Capitalize on the electoral cycle. If nothing else, casting our vote is how we choose whether to continue a policy direction—or change course entirely.
I’m starting to think that injustice is worse than death. There’s nothing you can do about death, but injustice means that there are people collectively allowing it to happen.
I said that to my husband after watching the verdict videos for Ibrahim Arief and the prosecution’s charges against Nadiem. I cried for quite a while that night. I didn’t know why it caught me off guard because I already expected this to happen—I am not naïve about the politics of law and what is at play here.
My grief, I think, stems from witnessing the loss of humanity and agency of the entire legal system under political pressure.
I would never fully understand what incentives or threats each legal professional faces when they sit in that prosecutor’s chair or on that judicial bench. It’s impossible to know what they’re thinking, who they need to protect, or what other difficult considerations they carry.
What I do know is that millions are watching and understanding what is happening (the context beyond whether Nadiem is guilty or not guilty), worrying over the same potential injustice, while those with slightly more agency to change the outcome decided to stay put.
In the middle of all this, I hold on to a thread of hope in Josepha, the high school student from Pontianak who called out the panel of ‘expert’ judges in the Lomba Cerdas Cermat MPR. She used her agency to resist injustice.

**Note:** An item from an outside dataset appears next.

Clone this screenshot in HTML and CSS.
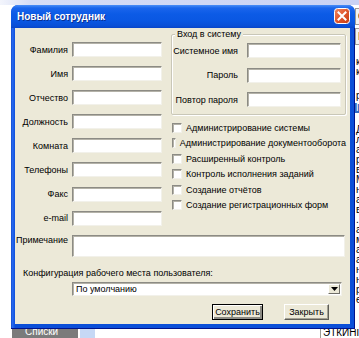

Sometimes, what separates us as human beings is the split-second when we get to choose to let something happen or actually attempt to do something about it. Or in her case: to raise a hand, question a verdict, and try to change the outcome.
Perhaps we are all deeply invested in Josepha and Team C, because if we can’t get justice anywhere else, let us at least protect it for the next generation.
May those who still have the privilege to resist injustice keep resisting, no matter how small the space may be.